In your research, has this Nymphus question come up?

The story of Amazing Grace, the writer of the song, and the recent movie of that title about William Wilberforce, is a continuing thread of mercy emanating from the comparatively merciful laws on servitude in the Mosaic Law, and elevated to even higher principle by Christ’s apostle to the nations, as evidenced by his letters to the brothers in Colossae and Laodicea. Seeds of freedom.

Almost certainly, the letter to Philemon is the Laodicean letter.

Thank you for placing your sermon in a place where it can be faith strengthening to many. Your congregation must look forward eagerly to your lectures and Bible discussions.

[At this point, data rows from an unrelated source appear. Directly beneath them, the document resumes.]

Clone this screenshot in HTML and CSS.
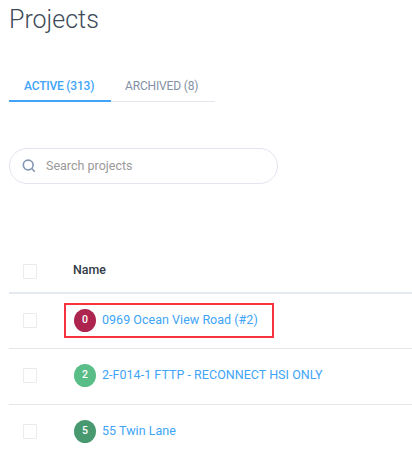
FILE: index.html
```html
<!DOCTYPE html>
<html lang="en">
<head>
    <meta charset="UTF-8">
    <meta name="viewport" content="width=device-width, initial-scale=1.0">
    <title>Projects</title>
    <link rel="stylesheet" href="styles.css">
</head>
<body>
    <h1>Projects</h1>
    <nav class="tabs">
        <a class="tab tab-active" href="#">ACTIVE (313)</a>
        <a class="tab tab-archived" href="#">ARCHIVED (8)</a>
    </nav>
    <form class="search">
        <svg class="search-icon" width="14" height="14" viewBox="0 0 14 14" fill="none">
            <circle cx="6.2" cy="6" r="4.9"/>
            <path d="M9.7 9.5L12.4 12.2"/>
        </svg>
        <input type="text" placeholder="Search projects">
    </form>
    <table>
        <thead>
            <tr>
                <th class="check"><input type="checkbox"></th>
                <th><span class="heading">Name</span></th>
            </tr>
        </thead>
        <tbody>
            <tr>
                <td class="check"><input type="checkbox"></td>
                <td><div class="project highlight"><span class="badge badge-red">0</span><a href="#">0969 Ocean View Road (#2)</a></div></td>
            </tr>
            <tr>
                <td class="check"><input type="checkbox"></td>
                <td><div class="project"><span class="badge badge-light">2</span><a href="#">2-F014-1 FTTP - RECONNECT HSI ONLY</a></div></td>
            </tr>
            <tr>
                <td class="check"><input type="checkbox"></td>
                <td><div class="project"><span class="badge badge-green">5</span><a href="#">55 Twin Lane</a></div></td>
            </tr>
        </tbody>
    </table>
</body>
</html>
```
FILE: styles.css
```css
* {
    box-sizing: border-box;
}
body {
    margin: 0;
    padding: 5px 0 0 9px;
    height: 457px;
    overflow: hidden;
    background-color: #ffffff;
    font-family: Roboto, sans-serif;
}
a {
    color: #40a4f8;
    text-decoration: none;
}
h1 {
    margin: 0;
    height: 66px;
    font-size: 25px;
    font-weight: 300;
    line-height: 30px;
    color: #3e4a59;
}
.tabs {
    display: flex;
    width: 206px;
    height: 31px;
}
.tab {
    height: 31px;
    padding-left: 14px;
    border-bottom: 1px solid #e2e6ee;
    font-size: 12px;
    line-height: 31px;
    letter-spacing: -0.15px;
    white-space: nowrap;
}
.tab-active {
    width: 102px;
    padding-left: 15px;
    border-bottom: 2px solid #40a4f8;
    font-weight: 500;
    letter-spacing: -0.2px;
}
.tab-archived {
    width: 104px;
    color: #8390a5;
}
.search {
    display: flex;
    align-items: center;
    width: 269px;
    height: 36px;
    margin: 46px 0 66px;
    padding-left: 12px;
    border: 1px solid #e2e5ef;
    border-radius: 18px;
}
.search-icon {
    flex: none;
    margin-right: 10px;
    stroke: #8397b3;
    stroke-width: 1.6;
    stroke-linecap: round;
}
.search input {
    width: 200px;
    padding: 0 0 2px;
    border: none;
    outline: none;
    background: none;
    font-family: inherit;
    font-size: 12.5px;
}
.search input::placeholder {
    color: #999999;
}
table {
    width: 403px;
    border-collapse: separate;
    border-spacing: 0;
    table-layout: fixed;
}
th, td {
    height: 56px;
    padding: 0;
    border-bottom: 1px solid #e4e6ec;
    text-align: left;
    vertical-align: top;
}
th {
    height: 44px;
    border-bottom: 2px solid #e4e8ef;
}
tbody tr:first-child td {
    height: 55px;
}
tbody tr:last-child td {
    border-bottom: none;
}
.check {
    width: 55px;
    padding: 19px 0 0 14px;
}
th.check {
    padding-top: 14px;
}
.check input {
    display: block;
    appearance: none;
    width: 14px;
    height: 15px;
    margin: 0;
    border: 1px solid #ebebeb;
    border-radius: 1px;
}
.heading {
    display: block;
    padding: 12px 0 0 9px;
    font-size: 12.4px;
    font-weight: 500;
    line-height: 16px;
    color: #323b47;
}
.project {
    display: flex;
    align-items: center;
    width: max-content;
    height: 35px;
    margin-top: 9px;
    padding-left: 10px;
    font-size: 12.5px;
    letter-spacing: 0.03px;
    white-space: nowrap;
}
.project a {
    padding-bottom: 2px;
}
.highlight {
    width: 210px;
    padding-left: 8px;
    border: 2px solid #f8333f;
}
.badge {
    width: 22px;
    height: 23px;
    margin-right: 6px;
    border-radius: 50%;
    font-size: 10.5px;
    font-weight: 500;
    line-height: 22px;
    text-align: center;
    color: #ffffff;
}
.badge-red {
    background-color: #ad244f;
}
.badge-light {
    background-color: #59bd87;
}
.badge-green {
    background-color: #499970;
}
```
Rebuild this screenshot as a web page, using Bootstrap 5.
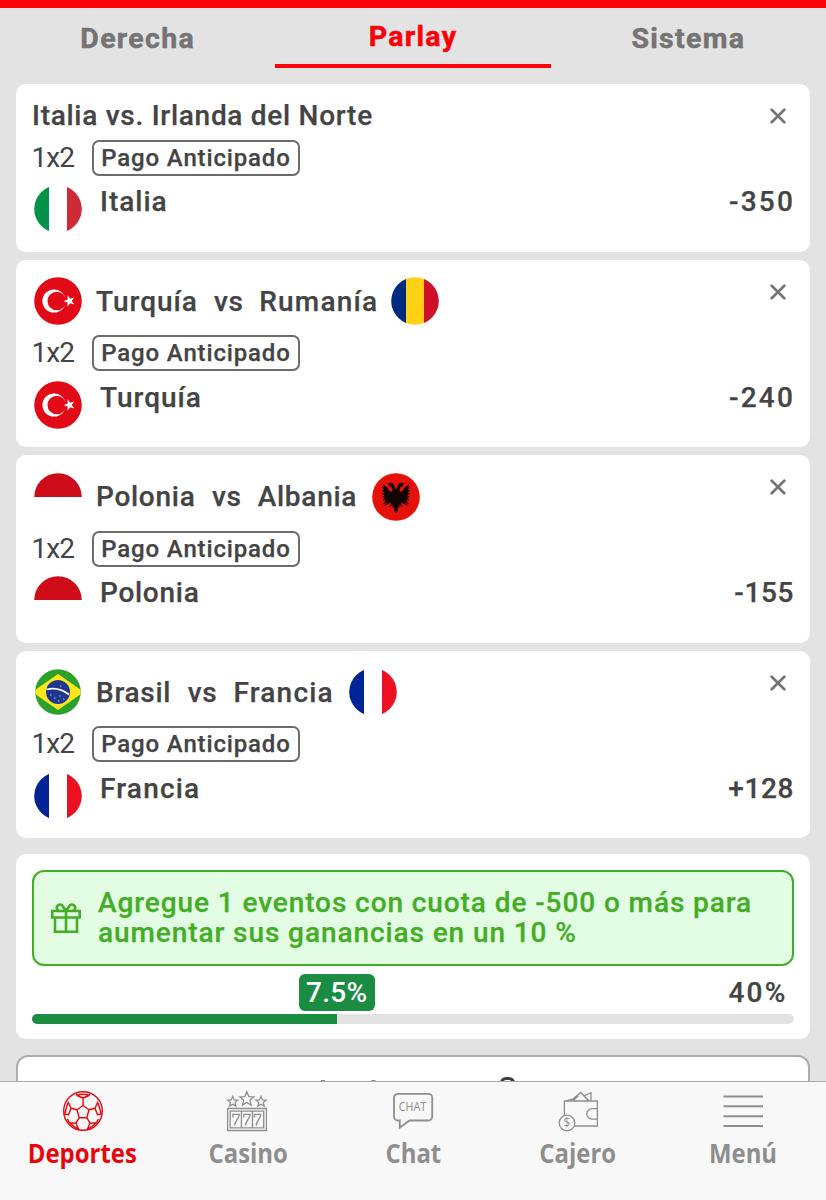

Since Matthew Poole mentions the possibility of Philemon being the letter to Laodicea in his commentary that was published in 1685, the idea certainly isn't new.

In response to another question about the Letter to Laodicea, I wrote this:

Let us now consider the verse prior to verse 16. "Greet the brethren who are in Laodicea, and Nymphas and the church that is in his house" (Colossians 4:15). Many have assumed that it was the church in Laodicea which met in Nymphas' house. However, read the verse more carefully and you will realize that Paul is sending greetings to two groups of brethren, not one. He greets the brethren in Laodicea and he sends greetings to the church that meets in Nymphas' house. Back up to verse 13, "For I bear him witness that he has a great zeal for you, and those who are in Laodicea, and those in Hierapolis." Three congregations are mentioned in this verse: the Colossians, the Laodiceans, and those in Hierapolis. Pull out a map and you will see that Hierapolis is six miles from Laodicea. The two towns were in viewing distance of each other across a valley. The city of Colosse is eleven miles from Laodicea and thirteen miles from Hierapolis. It makes much more sense to assume that Nymphas lived in Hierapolis and the church in Hierapolis met in his house.